Lack of water and latrines

About 200 meters from Nya’s tent, a set of taps is surrounded by winding lines of jerry cans. The taps are connected to a bladder which is filled with water twice a day, but never stays full.

A group of women has been waiting in line for hours, but they don’t always get the water they need.

Latrines are a bigger problem. With less than one latrine for every 70 people in the largest section of the camp, one woman complains people are defecating in the few showers available for hygiene.

Queuing for healthcare

In these conditions, it is no surprise that queues for the few primary healthcare centres in the camp often form before sunrise.

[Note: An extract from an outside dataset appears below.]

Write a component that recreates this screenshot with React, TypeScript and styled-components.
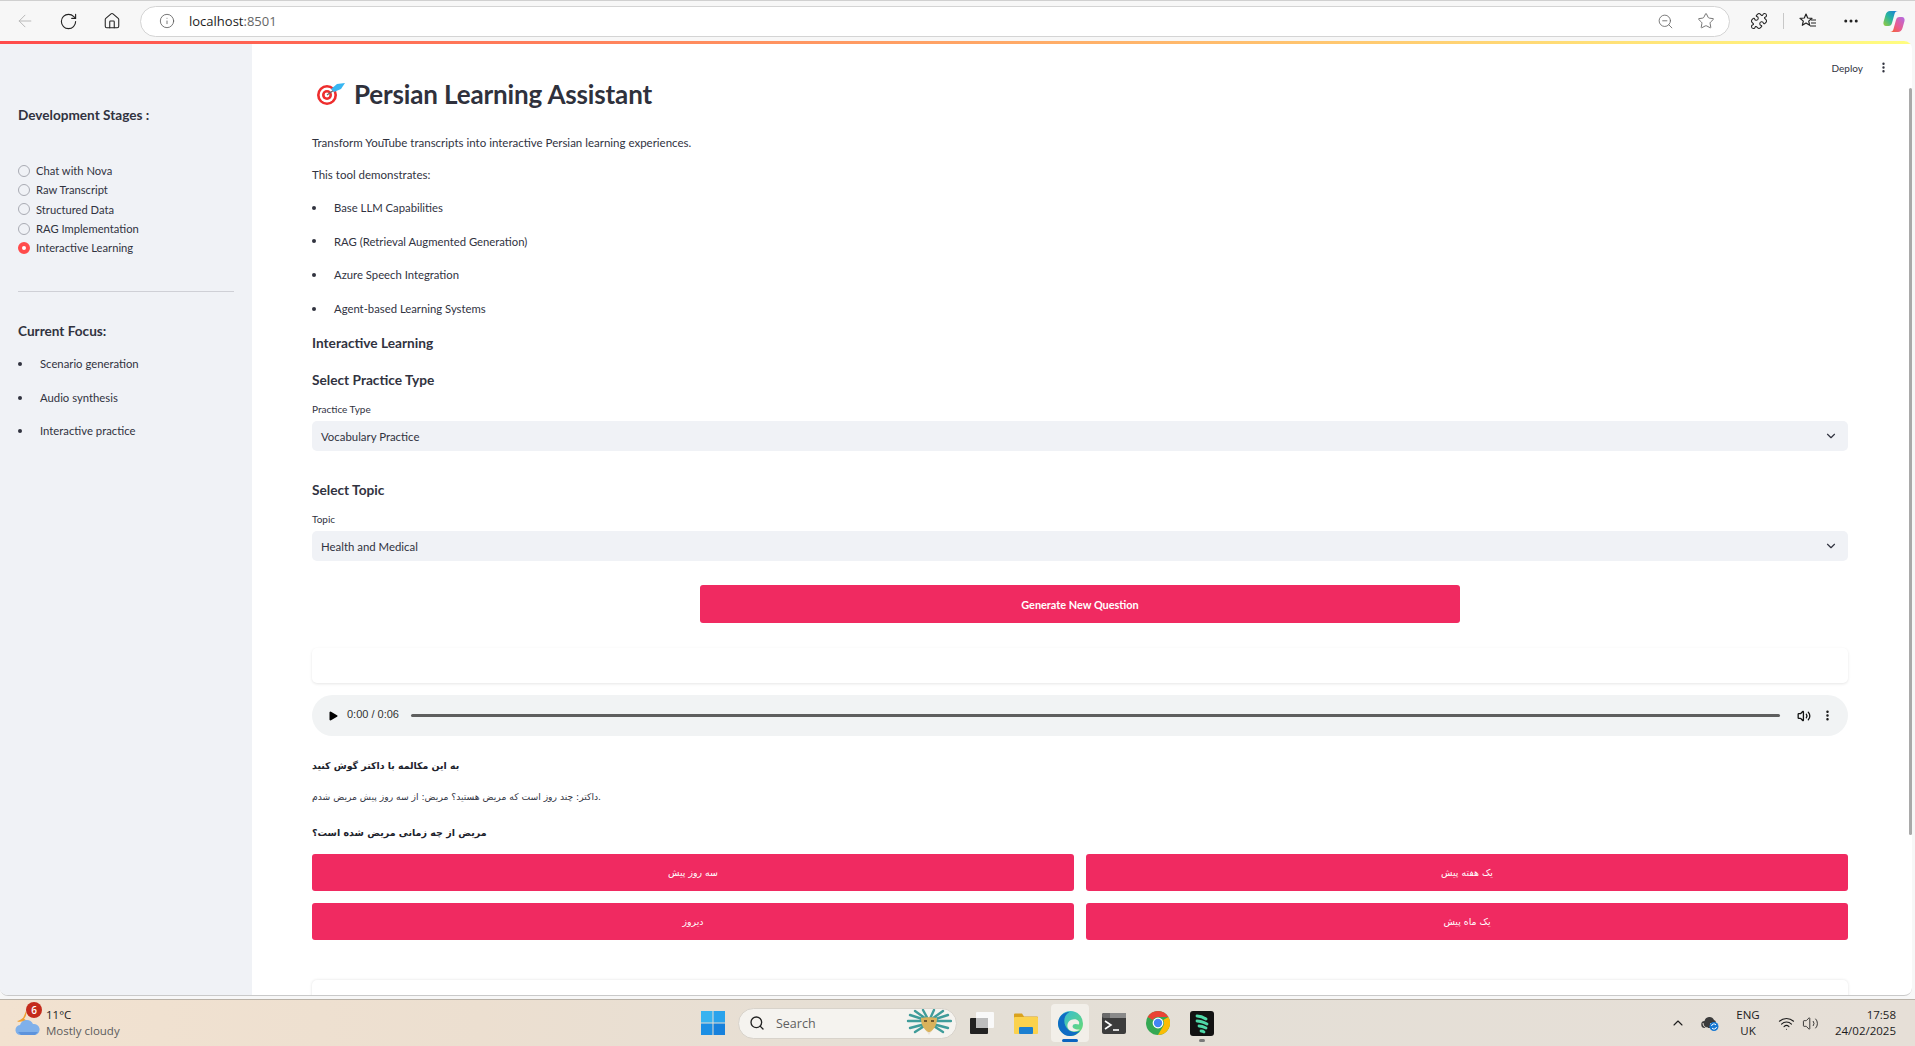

The clinics close at five pm and every second Sunday there is no primary healthcare available at all. When those tent clinics are closed, long lines form at the emergency room in the MSF hospital.

Too many of those patients, like young Mary James, arrive in serious conditions.

Back at the MSF hospital, it is now evening time and Mary is doing much better. She is sleeping under a mosquito net for her last night in the hospital.

Sadly, when she leaves, she’ll return to the same cold shelter in the same crowded cramp, where she is likely to get sick again.

Hospital filled beyond capacity

“The sickness of our patients is directly related to the overcrowded and deplorable conditions in which they are living,” says Monica Camacho, MSF programme manager for South Sudan.

“More space must be immediately allocated for the population seeking shelter and humanitarian actors must urgently improve the provision of basic services and necessities.”

Since June, the number of medical consultations provided weekly by MSF has more than tripled. The number of consultations provided for children under five years old, who are the most vulnerable in these conditions, has increased five-fold.

In recent weeks, the MSF hospital has been filled beyond its capacity with children suffering from life-threatening cases of pneumonia, malaria and other illnesses.

The number of patients treated for severe respiratory tract infections has already tripled since September.

With the onset of the cold season, pneumonia is a particular concern given the crowded and unhygienic conditions. MSF fears these trends may worsen unless conditions are urgently improved.